Question

Solve the given quadratic equation $2{{x}^{2}}=32$?

Answer 1

We first keep the variable on one side and all the other variables on the other side. We divide both sides of the equation by 2. Then we form the equation according to the identity ${{a}^{2}}-{{b}^{2}}$ to form the factorisation of ${{a}^{2}}-{{b}^{2}}=\left( a+b \right)\left( a-b \right)$. We place values $a=x;b=4$. The multiplied polynomials give value 0 individually. From that we find the value of x to find the solution of $2{{x}^{2}}=32$.

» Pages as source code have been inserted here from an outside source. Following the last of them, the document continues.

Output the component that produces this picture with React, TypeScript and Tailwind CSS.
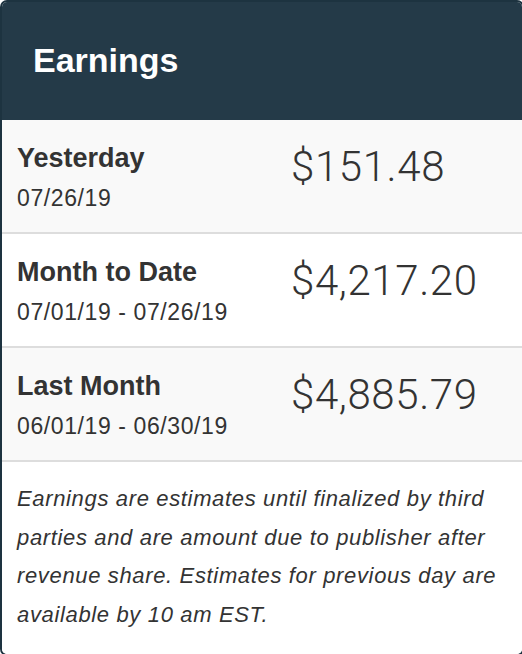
const rows = [
  { label: 'Yesterday', range: '07/26/19', amount: '$151.48', shade: true },
  { label: 'Month to Date', range: '07/01/19 - 07/26/19', amount: '$4,217.20', shade: false },
  { label: 'Last Month', range: '06/01/19 - 06/30/19', amount: '$4,885.79', shade: true },
];

export default function App() {
  return (
    <div className="w-[522px] h-[654px] overflow-hidden bg-white">
      <div className="w-[524px] h-[656px] border-2 border-[#1d3340] rounded-[7px] overflow-hidden flex flex-col font-['Liberation_Sans',Arial,sans-serif] text-[#333]">
        {/* Header */}
        <div className="h-[118px] shrink-0 bg-[#243a48] pt-[38px] px-[31px]">
          <h1 className="text-[34px] leading-[40px] font-bold text-white">Earnings</h1>
        </div>

        {rows.map((row) => (
          <div
            key={row.label}
            className={`h-[114px] shrink-0 border-b-2 border-[#dddddd] flex pt-[22px] ${row.shade ? 'bg-[#f9f9f9]' : 'bg-white'}`}
          >
            <div className="w-[289px] pl-[15px]">
              <div className="text-[27px] leading-[32px] font-bold">{row.label}</div>
              <div className="mt-[10px] text-[23px] leading-[28px] tracking-[0.6px]">{row.range}</div>
            </div>
            <div className="font-['Roboto',sans-serif] font-light text-[42px] leading-[50px] tracking-[0.6px] text-[#333]">
              {row.amount}
            </div>
          </div>
        ))}

        {/* Footnote */}
        <div className="flex-1 bg-white px-[15px] pt-[18px]">
          <p className="italic text-[22px] leading-[38.5px] tracking-[0.65px]">
            Earnings are estimates until finalized by third parties and are amount due to publisher after revenue
            share. Estimates for previous day are available by 10 am EST.
          </p>
        </div>
      </div>
    </div>
  );
}
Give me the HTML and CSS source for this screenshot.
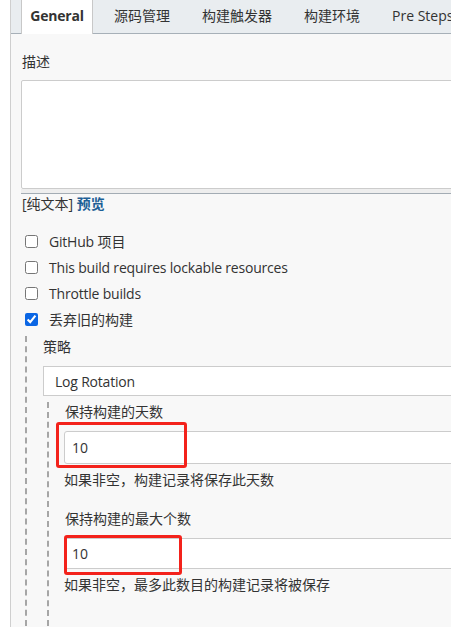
FILE: index.html
```html
<!DOCTYPE html>
<html lang="zh-CN">
<head>
    <meta charset="UTF-8">
    <meta name="viewport" content="width=device-width, initial-scale=1.0">
    <title>General</title>
    <link rel="stylesheet" href="styles.css">
</head>
<body>
    <div class="page">
        <nav class="tabbar">
            <a class="tab active">General</a>
            <a class="tab">源码管理</a>
            <a class="tab">构建触发器</a>
            <a class="tab">构建环境</a>
            <a class="tab">Pre Steps</a>
        </nav>

        <div class="config">
            <div class="field-label">描述</div>
            <textarea class="description"></textarea>
            <div class="textarea-handle"></div>
            <div class="preview-line">[纯文本] <a class="preview">预览</a></div>

            <div class="options">
                <label class="check-row"><input type="checkbox"><span><span class="latin">GitHub</span> 项目</span></label>
                <label class="check-row"><input type="checkbox"><span class="latin">This build requires lockable resources</span></label>
                <label class="check-row"><input type="checkbox"><span class="latin">Throttle builds</span></label>
                <label class="check-row"><input type="checkbox" checked><span>丢弃旧的构建</span></label>
            </div>

            <div class="optional-block">
                <div class="field-label">策略</div>
                <div class="select-box">Log Rotation</div>

                <div class="optional-block inner">
                    <div class="field-label">保持构建的天数</div>
                    <div class="input-wrap">
                        <input class="text-input" type="text" value="10">
                        <span class="mark mark-days"></span>
                    </div>
                    <div class="help">如果非空，构建记录将保存此天数</div>

                    <div class="field-label spaced">保持构建的最大个数</div>
                    <div class="input-wrap">
                        <input class="text-input short" type="text" value="10">
                        <span class="mark mark-count"></span>
                    </div>
                    <div class="help">如果非空，最多此数目的构建记录将被保存</div>
                </div>
            </div>
        </div>
    </div>
</body>
</html>
```

FILE: styles.css
```css
html, body {
    margin: 0;
    padding: 0;
    background: #fff;
    overflow: hidden;
}

body {
    font-family: "Open Sans", "Noto Sans CJK SC", sans-serif;
    font-size: 14px;
    color: #333;
}

.latin {
    letter-spacing: -0.2px;
}

.page {
    margin-left: 10px;
    border-left: 1px solid #cfcfcf;
    background: #f8f8f8;
    height: 100vh;
    width: 640px;
}

/* tabs */
.tabbar {
    display: flex;
    height: 33px;
    background: #e9edf0;
    border-bottom: 1px solid #a7b0b8;
    padding-left: 10px;
}

.tab {
    display: flex;
    align-items: center;
    padding: 0 16px 3px;
    white-space: nowrap;
    color: #333;
}

.tab.active {
    width: 72px;
    padding: 0 0 3px;
    justify-content: center;
    background: #fff;
    font-weight: bold;
    letter-spacing: -0.2px;
    border-left: 1px solid #c8c8c8;
    border-right: 1px solid #c8c8c8;
    margin-bottom: -1px;
    margin-right: 5px;
    box-sizing: border-box;
}

/* form */
.config {
    padding: 18px 0 0 10px;
}

.field-label {
    line-height: 20px;
    margin-left: 1px;
}

.description {
    display: block;
    box-sizing: border-box;
    width: 100%;
    height: 109px;
    margin: 8px 0 0;
    border: 1px solid #cccccc;
    border-radius: 2px;
    background: #fff;
    resize: none;
}

.textarea-handle {
    height: 4px;
    background: #eeeeee;
    border-bottom: 1px solid #a3acb4;
}

.preview-line {
    line-height: 20px;
    margin-left: 1px;
}

.preview {
    color: #1d5f96;
    font-weight: bold;
}

.options {
    margin-top: 14px;
}

.check-row {
    display: flex;
    align-items: center;
    height: 26px;
    gap: 8px;
}

.check-row input {
    width: 13px;
    height: 13px;
    margin: 0 3px 0 4px;
    accent-color: #0b66e4;
}

.optional-block {
    margin: 4px 0 0 4px;
    padding: 1px 0 0 15px;
    border-left: 2px dashed #a6a6a6;
}

.optional-block .select-box {
    margin-top: 9px;
    margin-left: 1px;
    height: 30px;
    box-sizing: border-box;
    border: 1px solid #cccccc;
    background: #fff;
    padding: 0 11px;
    line-height: 30px;
    letter-spacing: -0.2px;
    overflow: hidden;
}

.optional-block.inner {
    margin: 6px 0 0 5px;
    padding-left: 15px;
    padding-top: 0;
    height: 224px;
    box-sizing: border-box;
}

.spaced {
    margin-top: 19px;
}

.input-wrap {
    position: relative;
    margin-top: 9px;
}

.text-input {
    display: block;
    box-sizing: border-box;
    width: 100%;
    height: 33px;
    margin: 0;
    padding: 0 7px;
    border: 1px solid #cccccc;
    border-radius: 3px;
    background: #fff;
    font: inherit;
    color: #333;
}

.text-input.short {
    height: 31px;
}

.help {
    margin-top: 6px;
    line-height: 20px;
}

/* red annotation boxes drawn over the screenshot */
.mark {
    position: absolute;
    border: 3px solid #f3221b;
    border-radius: 3px;
    box-sizing: border-box;
}

.mark-days {
    left: -8px;
    top: -9px;
    width: 131px;
    height: 46px;
}

.mark-count {
    left: 0;
    top: -3px;
    width: 118px;
    height: 40px;
}
```
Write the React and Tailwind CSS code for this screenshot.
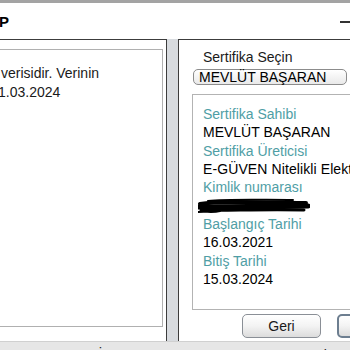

Complete step-by-step solution:
We need to find the solution of the given equation $2{{x}^{2}}=32$.
First, we divide both sides of the equation by 2 and get ${{x}^{2}}=\dfrac{32}{2}=16$.
Now we have a quadratic equation ${{x}^{2}}=16$ which gives ${{x}^{2}}-16=0$.
Now we find the factorisation of the equation ${{x}^{2}}-{{4}^{2}}=0$ using the identity of ${{a}^{2}}-{{b}^{2}}=\left( a+b \right)\left( a-b \right)$.
Therefore, we get
$\begin{aligned} & {{x}^{2}}-{{4}^{2}}=0 \\\ & \Rightarrow \left( x+4 \right)\left( x-4 \right)=0 \\\ \end{aligned}$
We get the values of x as either $\left( x+4 \right)=0$ or $\left( x-4 \right)=0$.
This gives $x=-4,4$.
The given quadratic equation has 2 solutions and they are $x=-4,4$.

Note: The highest power of the variable or the degree of a polynomial decides the number of roots or the solution of that polynomial. Quadratic equations have 2 roots. Cubic polynomials have 3. It can be both real and imaginary roots.
We can also apply the quadratic equation formula to solve the equation $2{{x}^{2}}=32$.
We know for a general equation of quadratic $a{{x}^{2}}+bx+c=0$, the value of the roots of x will be $x=\dfrac{-b\pm \sqrt{{{b}^{2}}-4ac}}{2a}$.
In the given equation we have $2{{x}^{2}}-32=0$. The values of a, b, c are $2,0,-32$ respectively.
We put the values and get x as $x=\dfrac{-0\pm \sqrt{{{0}^{2}}-4\times 2\times \left( -32 \right)}}{2\times 2}=\dfrac{\pm \sqrt{256}}{4}=\dfrac{\pm 16}{4}=\pm 4$.